Short summary of what is there:
  * Info on 15 open-source projects to analyze, most of which are pretty small
  * Dockerfile with fixed versions of dependencies for these projects
  * Python interface that abstracts away user interaction with docker

WHAT DOES IT TAKE TO RUN IT RIGHT NOW

The system has two dependencies: python (2 or 3) and docker.  

Right now the prototype of the system is not feature full, but it supports the
following workflow for testing the new patch for crashes and changes against
master (some options are left off for clarity):

1. Build docker image
./SATest.py docker --build-image

2. Build LLVM in docker
./SATest.py docker -- --build-llvm-only

3. Collect reference results for master
./SATest.py docker -- build -r

4. Make changes to the analyzer

5. Incrementally re-build LLVM in docker
./SATest.py docker -- --build-llvm-only

6. Collect results and compare them with reference
./SATest.py docker -- build --strictness 2

HOW IS IT DIFFERENT FROM OTHER SOLUTIONS

There are two main contestants here: SATestBuild and csa-testbench:

SATestBuild is a set of scripts that already exists in the repo
(clang/utils/analyzer) and is essentially a foundation for the new system.
  + already exists and works
  + lives in the tree
  + doesn't have external dependencies
  - doesn't have a pre-defined set of projects and their dependencies
  - doesn't provide a fast setup good for the newcomers
  - doesn't guarantee stable results on different machines
  - doesn't have benchmarking tools

csa-testbench (https://github.com/Xazax-hun/csa-testbench) is a much richer
in functionality set of scripts.
  + already exists and works
  + has an existing pre-defined set of projects
  + has support for coverage
  + compares various statistics
  + has a nice visualization
  - depends on `CodeChecker` that is not used by all of the analyzer's
    developers and should be installed separately
  - doesn't live in the repo, so it's harder to find
  - the user still has to deal with project dependencies, what makes initial
    setup longer and harder for the newcomers
  - doesn't guarantee stable results on different machines

(I am not a `csa-testbench` user, so please correct me if I'm wrong here)

DIRECTIONS

In this section, I want to cover all the things I want to see in this testing
system.

  * I want it to cover all basic needs of the developer:
      - analyze a bunch of projects and show results
      - compare two given revisions
      - benchmark and compare performance

  * I want all commands to be as simple as possible, e.g.:
      - ./SATest.py docker analyze
      - ./SATest.py docker compare HEAD^1 HEAD
      - ./SATest.py docker benchmark --project ABC
    Try to minimize the number of options and actions required.

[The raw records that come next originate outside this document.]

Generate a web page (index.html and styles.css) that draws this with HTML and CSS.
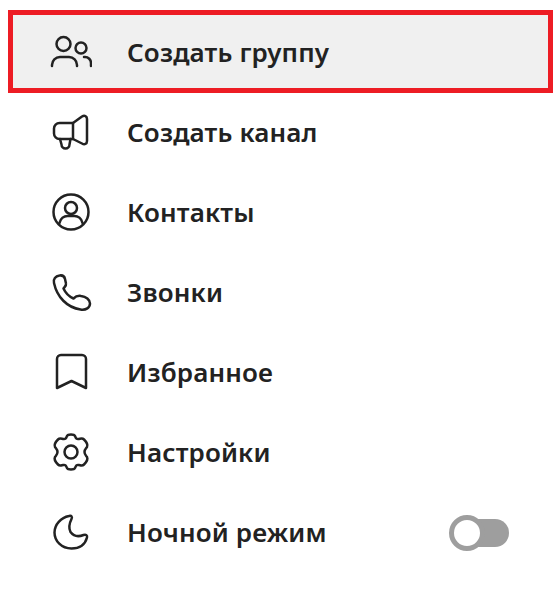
FILE: index.html
```html
<!DOCTYPE html>
<html lang="ru">
  <head>
    <meta charset="UTF-8" />
    <title>Меню</title>
    <link rel="stylesheet" href="styles.css">
  </head>
  <body>
    <ul class="menu">
      <li class="menu-item menu-item-active">
        <svg class="icon" viewBox="0 0 42 40"><circle cx="13.500" cy="11" r="7"/><circle cx="31" cy="15" r="5.500"/><path d="M2 33v-1a8 8 0 0 1 8-8h9a8 8 0 0 1 8 8v1"/><path d="M34 24h1a6 6 0 0 1 6 6v3"/></svg>
        <span class="menu-label">Создать группу</span>
      </li>
      <li class="menu-item">
        <svg class="icon" viewBox="0 0 42 40"><path d="M23 10 32 3.500c2.500-1.500 5-.5 5 2.500v22c0 3-2.500 4-5 2.500L23 26H9.500A5.500 5.500 0 0 1 4 20.500v-5A5.500 5.500 0 0 1 9.500 10z"/><path d="M23 10v16"/><path d="M10 26l1.500 5.500a4 4 0 0 0 8 0l1-5.500"/></svg>
        <span class="menu-label">Создать канал</span>
      </li>
      <li class="menu-item">
        <svg class="icon" viewBox="0 0 42 40"><circle cx="21" cy="19" r="17.500"/><circle cx="21" cy="15" r="6"/><path d="M9.500 30c1-4.500 4.500-7 8-7h7c3.500 0 7 2.500 8 7"/></svg>
        <span class="menu-label">Контакты</span>
      </li>
      <li class="menu-item">
        <svg class="icon" viewBox="0 0 42 40"><path d="M4 10c-1-4 1.500-7 5.500-7.500 3-.5 5 1 5.500 3.500l1 4.500c.5 2-1.500 3.500-2.500 5 2 4.500 5.500 8 10 10 2-2 4.500-3 7.500-2.500 5 .5 9 3.500 9 7.500 0 4-4 7-9.500 6C17 34.500 7 24 4 10z"/></svg>
        <span class="menu-label">Звонки</span>
      </li>
      <li class="menu-item">
        <svg class="icon" viewBox="0 0 42 40"><path d="M7 35V6a4 4 0 0 1 4-4h21a4 4 0 0 1 4 4v29l-14.500-7z"/></svg>
        <span class="menu-label">Избранное</span>
      </li>
      <li class="menu-item">
        <svg class="icon" viewBox="0 0 42 40"><circle cx="21" cy="19" r="6.500"/><path d="M17 3c1-2 7-2 8 0 1 2.500 1.500 3.500 4 3s3.500-1 5 .5c2 2 4 5.500 3 7.500-1 1.500-2.500 2.500-2.500 5s1.500 3.500 2.500 5c1 2-1 5.500-3 7.500-1.500 1.500-2.500 1-5 .5s-3 .5-4 3c-1 2-7 2-8 0-1-2.500-1.500-3.500-4-3s-3.500 1-5-.5c-2-2-4-5.500-3-7.500 1-1.500 2.500-2.500 2.500-5S6 15.500 5 14c-1-2 1-5.500 3-7.500C9.500 5 10.500 5.500 13 6s3-.5 4-3z"/></svg>
        <span class="menu-label">Настройки</span>
      </li>
      <li class="menu-item">
        <svg class="icon" viewBox="0 0 42 40"><path d="M19 3c2.500-1 3.500 1 2.500 3-2.500 5-3 9-1 13 3 4 8 5 13 3 2.500-1 4 .5 3.500 2.500C35 32 29 35.500 21.500 35.500 11.500 35.500 4.500 28 4.500 19.500 4.500 11.500 11 4.500 19 3z"/></svg>
        <span class="menu-label">Ночной режим</span>
        <span class="toggle"><span class="toggle-knob"></span></span>
      </li>
    </ul>
  </body>
</html>
```

FILE: styles.css
```css
body {
  margin: 0;
  background-color: #fff;
  color: #222;
  font-family: "Noto Sans", sans-serif;
}

.menu {
  list-style: none;
  margin: 0;
  padding: 10px 0 0;
}

.menu-item {
  display: flex;
  align-items: center;
  gap: 35px;
  height: 80px;
  padding: 0 44px 0 50px;
}

.menu-item-active {
  box-sizing: border-box;
  height: 83px;
  margin-left: 8px;
  padding: 3px 0 0 37px;
  border: 5px solid #ed1c24;
  background-color: #f0f0f0;
}

.icon {
  flex: none;
  width: 42px;
  height: 40px;
  fill: none;
  stroke: #222;
  stroke-width: 2.5;
  stroke-linecap: round;
  stroke-linejoin: round;
}

.menu-label {
  flex: 1;
  margin-top: -2px;
  font-size: 26px;
  font-weight: 600;
  letter-spacing: 0.15px;
}

.toggle {
  display: block;
  position: relative;
  width: 59px;
  height: 28px;
  border-radius: 14px;
  background-color: #9e9e9e;
}

.toggle-knob {
  position: absolute;
  left: -1px;
  top: -4px;
  box-sizing: border-box;
  width: 36px;
  height: 36px;
  border: 5px solid #9e9e9e;
  border-radius: 50%;
  background-color: #fff;
}
```
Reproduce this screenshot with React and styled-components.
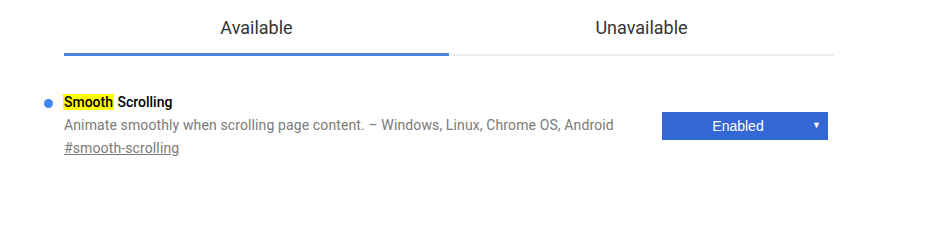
import React from "react";
import styled, { createGlobalStyle } from "styled-components";

const Global = createGlobalStyle`
  html, body { margin: 0; padding: 0; background: #fff; }
  body { font-family: Roboto, "Noto Sans", sans-serif; color: #333; }
`;

const Page = styled.div`
  width: 935px;
  height: 249px;
  overflow: hidden;
`;

const Tabs = styled.div`
  display: flex;
  width: 770px;
  margin-left: 64px;
  margin-top: 2px;
  border-bottom: 2px solid #eeeeee;
`;

const Tab = styled.div`
  flex: 1;
  text-align: center;
  font-size: 18px;
  line-height: 24px;
  padding: 14px 0 13px;
  color: #333;
  margin-bottom: -2px;
  border-bottom: 3px solid ${(p) => (p.$active ? "#4a86e0" : "transparent")};
`;

const Experiment = styled.div`
  display: flex;
  align-items: flex-start;
  margin: 38px 0 0 44px;
  width: 784px;
`;

const Dot = styled.span`
  width: 9px;
  height: 9px;
  border-radius: 50%;
  background: #4285f4;
  margin: 5px 11px 0 0;
  flex: none;
`;

const Body = styled.div`
  flex: 1;
`;

const Title = styled.div`
  font-size: 14px;
  font-weight: 500;
  line-height: 17px;
  color: #000;
`;

const Mark = styled.mark`
  background: #ffff00;
  color: #000;
  padding: 0 1px;
  margin-left: -1px;
`;

const Desc = styled.div`
  font-size: 14px;
  line-height: 23px;
  color: #7a7a7a;
  margin-top: 3px;
  letter-spacing: 0.12px;
`;

const Link = styled.a`
  color: #7a7a7a;
  text-decoration: underline;
  font-size: 14px;
`;

const Select = styled.div`
  position: relative;
  box-sizing: border-box;
  width: 166px;
  height: 28px;
  margin-top: 18px;
  padding-right: 14px;
  background: #3367d6;
  color: #fff;
  font-family: "Liberation Sans", Arial, sans-serif;
  font-size: 14px;
  display: flex;
  align-items: center;
  justify-content: center;
  flex: none;
`;

const Arrow = styled.span`
  position: absolute;
  right: 7px;
  top: 8px;
  font-size: 9px;
`;

export default function App() {
  return (
    <Page>
      <Global />
      <Tabs>
        <Tab $active>Available</Tab>
        <Tab>Unavailable</Tab>
      </Tabs>
      <Experiment>
        <Dot />
        <Body>
          <Title>
            <Mark>Smooth</Mark> Scrolling
          </Title>
          <Desc>
            Animate smoothly when scrolling page content. – Windows, Linux, Chrome OS, Android
            <br />
            <Link href="#smooth-scrolling">#smooth-scrolling</Link>
          </Desc>
        </Body>
        <Select>
          Enabled
          <Arrow>▼</Arrow>
        </Select>
      </Experiment>
    </Page>
  );
}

  * I want to have a community supported CI bot that will test it.
    We can have current reference results in the master and the bot can check 
    those.  This can help reducing the amount of time spent on testing, as the
    reference results are already there.

  * I want to have a separate Phabricator-friendly output to post results

DISCUSSION

Please tell me what you think about this topic and this particular solution and
help me to answer these questions:

  * Would you use a system like this?

  * Does the proposed solution seem reasonable in this situation?

  * What do you think about the directions?

  * What other features do you want to see in the system?

  * What are the priorities for the project and what is the minimal feature
    scope to start using it?

Thank you for taking your time and reading through this!